### What is required
What is the number of lines containing the word "screenshot"? Give that number alone.

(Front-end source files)
------------------------------------------------

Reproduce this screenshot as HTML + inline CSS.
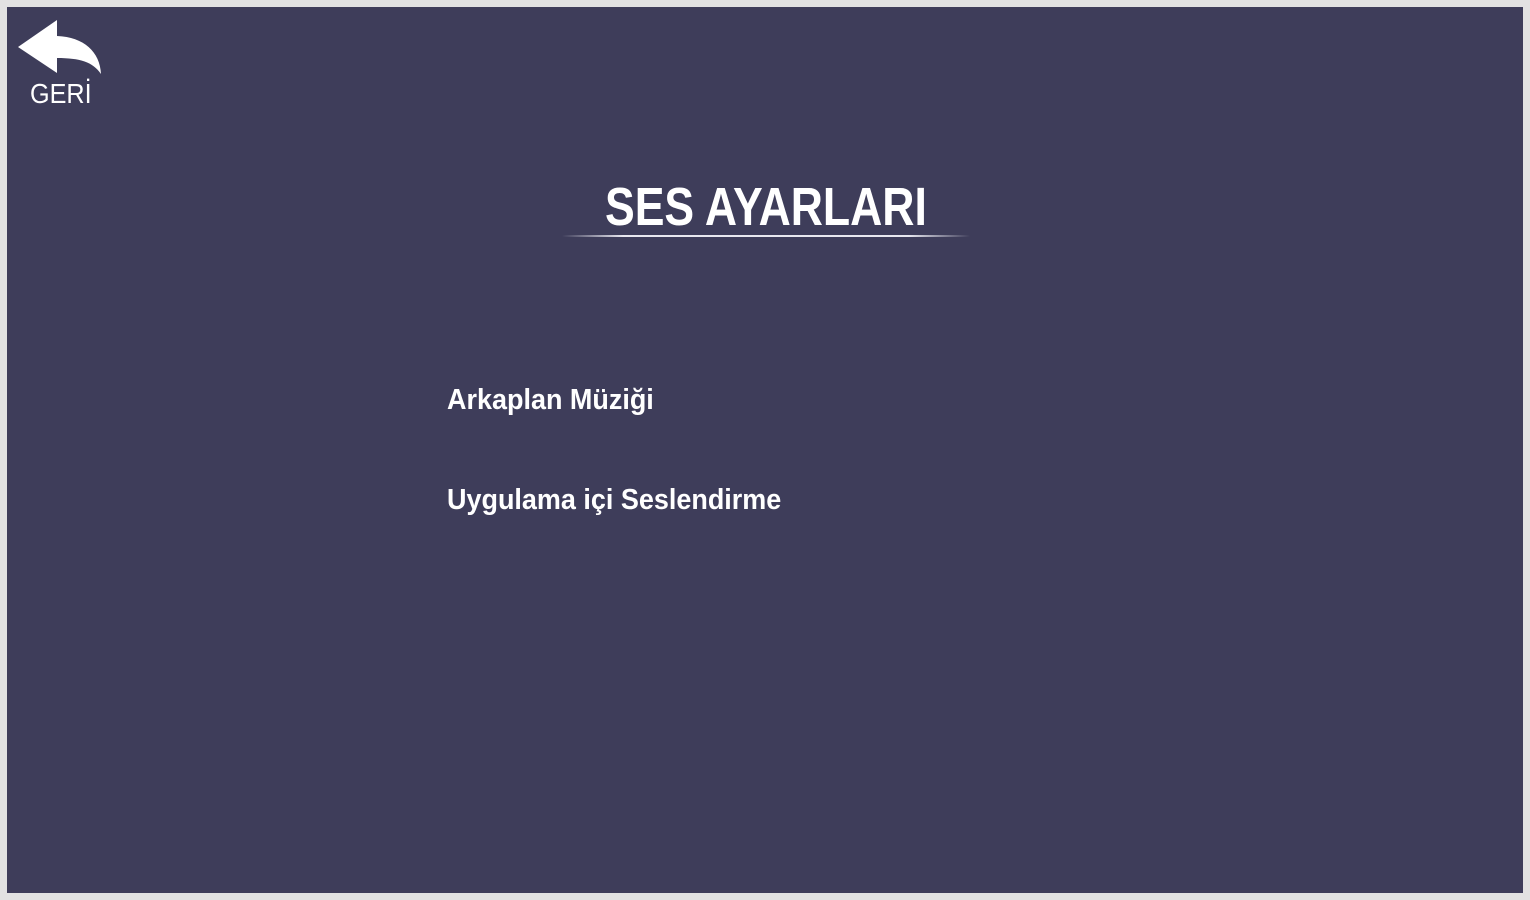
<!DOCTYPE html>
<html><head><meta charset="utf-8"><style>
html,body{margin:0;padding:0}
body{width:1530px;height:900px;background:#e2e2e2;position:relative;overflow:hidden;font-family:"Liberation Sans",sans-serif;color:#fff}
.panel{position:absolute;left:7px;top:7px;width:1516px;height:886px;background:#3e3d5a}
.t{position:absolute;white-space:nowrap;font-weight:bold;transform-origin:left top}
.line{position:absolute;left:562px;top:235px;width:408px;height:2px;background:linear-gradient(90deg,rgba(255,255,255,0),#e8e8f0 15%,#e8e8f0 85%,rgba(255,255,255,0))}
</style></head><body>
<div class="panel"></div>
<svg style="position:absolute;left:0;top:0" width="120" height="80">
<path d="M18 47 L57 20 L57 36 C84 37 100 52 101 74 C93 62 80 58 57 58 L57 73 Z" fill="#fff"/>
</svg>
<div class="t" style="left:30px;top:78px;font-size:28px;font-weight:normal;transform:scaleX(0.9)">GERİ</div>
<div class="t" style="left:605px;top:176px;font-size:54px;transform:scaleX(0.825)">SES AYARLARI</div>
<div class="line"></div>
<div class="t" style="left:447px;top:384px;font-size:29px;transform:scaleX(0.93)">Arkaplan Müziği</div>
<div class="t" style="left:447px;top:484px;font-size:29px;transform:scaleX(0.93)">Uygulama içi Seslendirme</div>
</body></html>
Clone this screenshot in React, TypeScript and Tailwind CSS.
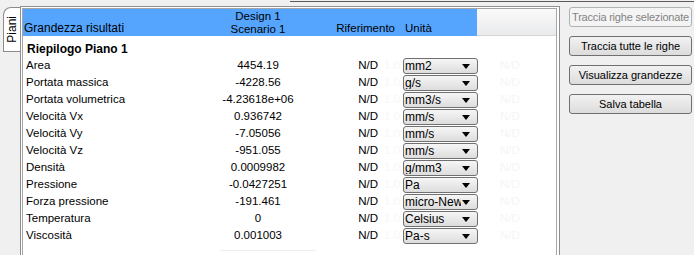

------------------------------------------------

### Right answer
2